On the subject of credentials that review also observes, persuasively we think, that “Steve Koonin is more than eminently qualified in climate science. He has degrees from Caltech and MIT; he is an author of over 200 academic papers; he was previously provost at Caltech and chief scientist for BP. Koonin, in short, is a brilliant physicist who worked and interacted with his colleague at Caltech, Richard Feynman, one of the greatest physicists of the twentieth century.” And then it makes an observation we wish were true: “what sets Koonin apart from other prominent climate sceptics are not his impeccable credentials. Happer and Lindzen have equally impressive CVs. But Koonin will be harder to vilify and ‘cancel’ as other sceptics have been… because he was appointed as Senate-confirmed Under Secretary for Science under the Obama administration serving from May 19, 2009, to November 18, 2011.”

Given that he has been tarred with the same brush as the others, the question becomes: If one cannot even object to the distortions without being subjected to them, what is left of the integrity of the process?
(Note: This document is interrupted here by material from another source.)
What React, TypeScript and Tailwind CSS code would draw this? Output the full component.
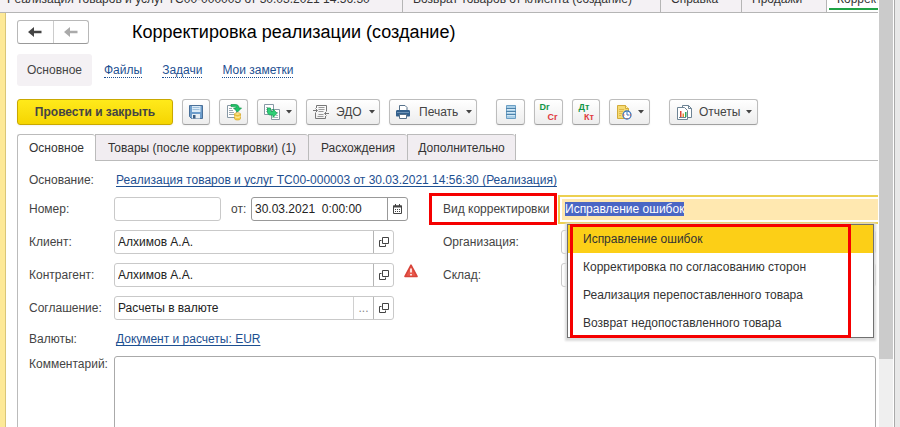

Or, more bluntly, what are the alarmists so afraid of that they cannot ever just address an argument squarely?

2 comments on “Facebook goes after Koonin”

  1. That someone is not a climate scientist is one of the most irrelevant criticisms that one can make. As Koonin says in his book, it's not a serious criticism. All one needs is to be able to think & learn. Anyone with half a brain & who is prepared to make the effort can study the theories behind supposed anthropogenic climate change, indeed Koonin gives a good, but rather too simple to me, explanation of the basics. I have learned more about the science from 'realist' websites than I have from any alarmists. I would like to bet that the creatures from Extinction Rebellion, for example, would be stumped by Planck's law of the frequency distribution of electromagnetic radiation from a black body at a temperature above 0 degrees Kelvin, or even that during the history of the Earth from its inception, atmospheric CO2 levels have not shown a positive causal relationship with temperature.